One thing that really slows down the proceedings is something I’ve never seen in a movie before. After one hour is passed, it sort of reboots and we get a new credit sequence – smack dab in the middle of the film. The big difference between the two halves? The second half is directed by Thierry Poiraud. The sudden switch is meant to act as a sort of halftime between acts, much like an actual soccer game being divided into halves. But it’s a jarring decision and since the second half picks up exactly where the first half left off, with no deviation in tone at all, it all feels quite self indulgent. Additionally, there’s no way that a film like this should last more than 90 minutes, 100 minutes tops. 20-30 minutes of this could’ve easily been shorn away with little to no effect to the rambling script (Co written by 6 people)!
Admittedly, when I first heard the title of this film I assumed it had something to do with something the zombies wanted to achieve (a literal Goal Of The Dead).

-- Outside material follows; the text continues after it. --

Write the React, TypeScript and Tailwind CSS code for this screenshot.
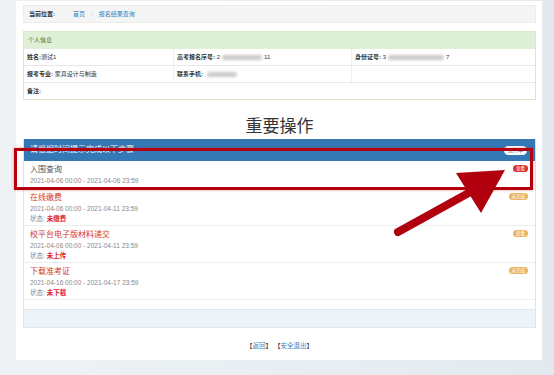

Imagine my surprise when I realized it was a reference to soccer, then imagine my disgust at the idea of a soccer game played with zombies. And while this doesn’t quite sink to that level, Goal Of The Dead does feature a lot of soccer. And while I’m not a fan of the sport, the film did manage to entertain me far more than I had expected it to. The good performances and some extreme gore make it quite the unique experience. But it’s excessively indulgent length & moments of silliness that are neither funny or necessary bog it down. It also ends rather suddenly & it felt unfinished to me, and that’s really saying something considering its length.
But if you’re in the mood for something decidedly different, then Goal Of The Dead fits the bill. If you’re a soccer fan, then it’ll probably strike a bigger chord with you as well. Cut 20-30 minutes out of it and you have one of the better movies of the year, but at its current length it only manages to be a decent waste of a few hours.
Goal Of The Dead – 3 out of 5 shrouds.